LISBON: Center-left Socialist candidate António José Seguro recorded a thumping victory over hard-right populist André Ventura in Portugal’s runoff presidential election Sunday, according to official results with 99 percent of votes counted.
Seguro won a five-year term in Lisbon’s riverside “pink palace” with 66.7 percent of votes, compared with 33.3 percent for Ventura.
The ballot was an opportunity to test the depth of support for Ventura’s brash style, which has struck a chord with voters and helped make his Chega (Enough) party the second-biggest in the Portuguese parliament, as well as gauge the public appetite for Europe’s increasing shift to the right in recent years.
European Commission President Ursula von der Leyen congratulated Seguro and said on social media that “Portugal’s voice for our shared European values remains strong.”
Seguro, a longstanding Socialist politician, positioned himself as a moderate candidate who will cooperate with Portugal’s center-right minority government, repudiating Ventura’s anti-establishment and anti-immigrant tirades.
He won the backing of other mainstream politicians on the left and right who want to halt the rising populist tide.
In Portugal, the president is largely a figurehead with no executive power. Traditionally, the head of state stands above the political fray, mediating disputes and defusing tensions.
However, the president is an influential voice and possesses some powerful tools, being able to veto legislation from parliament, although the veto can be overturned. The head of state also possesses what in Portuguese political jargon is called an “atomic bomb,” the power to dissolve parliament and call early elections.
In May, Portugal held its third general election in three years in the country’s worst bout of political instability for decades, and steadying the ship is a key challenge for the next president.

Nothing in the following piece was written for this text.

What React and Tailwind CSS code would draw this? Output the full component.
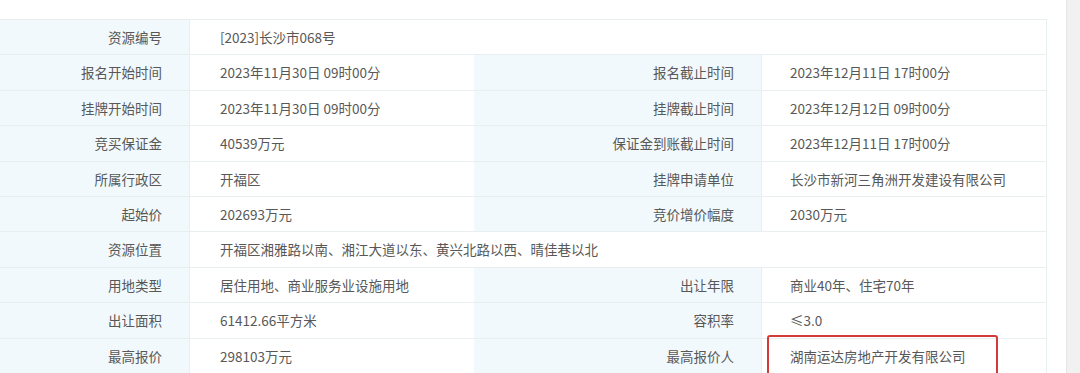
import React from "react";

const rows = [
  { label: "资源编号", value: "[2023]长沙市068号", full: true },
  { label: "报名开始时间", value: "2023年11月30日 09时00分", label2: "报名截止时间", value2: "2023年12月11日 17时00分" },
  { label: "挂牌开始时间", value: "2023年11月30日 09时00分", label2: "挂牌截止时间", value2: "2023年12月12日 09时00分" },
  { label: "竞买保证金", value: "40539万元", label2: "保证金到账截止时间", value2: "2023年12月11日 17时00分" },
  { label: "所属行政区", value: "开福区", label2: "挂牌申请单位", value2: "长沙市新河三角洲开发建设有限公司" },
  { label: "起始价", value: "202693万元", label2: "竞价增价幅度", value2: "2030万元" },
  { label: "资源位置", value: "开福区湘雅路以南、湘江大道以东、黄兴北路以西、晴佳巷以北", full: true },
  { label: "用地类型", value: "居住用地、商业服务业设施用地", label2: "出让年限", value2: "商业40年、住宅70年" },
  { label: "出让面积", value: "61412.66平方米", label2: "容积率", value2: "≤3.0" },
  { label: "最高报价", value: "298103万元", label2: "最高报价人", value2: "湖南运达房地产开发有限公司", mark: true },
];

const App = () => {
  return (
    <div
      className="w-[1080px] h-[373px] overflow-hidden bg-white flex text-[13.5px] text-[#585858]"
      style={{ fontFamily: '"Noto Sans CJK SC", "Noto Sans", sans-serif' }}
    >
      <div className="w-[1047px] pt-[19px]">
        <div className="border-t border-r border-[#e9eef1]">
          {rows.map((r) => (
            <div key={r.label} className="grid grid-cols-[190px_284px_288px_284px] h-[35.4px] border-b border-[#e9eef1]">
              <div className="bg-[#f2f9fc] border-r border-[#e9eef1] flex items-center justify-end pr-[27px]">
                {r.label}
              </div>
              {r.full ? (
                <div className="col-span-3 flex items-center pl-[30px]">{r.value}</div>
              ) : (
                <>
                  <div className="flex items-center pl-[30px]">{r.value}</div>
                  <div className="bg-[#f2f9fc] border-r border-[#e9eef1] flex items-center justify-end pr-[27px]">
                    {r.label2}
                  </div>
                  <div className="relative flex items-center pl-[28px]">
                    {r.value2}
                    {r.mark && (
                      <div className="absolute left-[5px] -top-[4px] w-[231px] h-[48px] border-2 border-[#d33b3b] rounded-[3px]" />
                    )}
                  </div>
                </>
              )}
            </div>
          ))}
        </div>
      </div>
      <div className="w-[19px]" />
      <div className="w-[14px] h-full bg-[#f1f1f1] border-l border-[#e6e6e6]" />
    </div>
  );
};

export default App;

Ventura, an eloquent and theatrical politician, rejected political accommodation in favor of a more combative stance.
Ventura said he will keep working to bring about a political “transformation” in Portugal.
“I tried to show there’s a different way … that we needed a different kind of president,” he told reporters.
Making it through to the runoff was already a milestone for Ventura and his party, which have recalibrated Portuguese politics.
One of Ventura’s main targets has been what he calls excessive immigration, as foreign workers have become more conspicuous in Portugal in recent years.
“Portugal is ours,” he said.
During the campaign, Ventura put up billboards across the country saying, “This isn’t Bangladesh” and “Immigrants shouldn’t be allowed to live on welfare.”
Although he founded his party less than seven years ago, its surge in public support made it the second-largest party in Portugal’s parliament in the May 18 general election.
Seguro will next month replace center-right President Marcelo Rebelo de Sousa, who has served the constitutional limit of two five-year terms.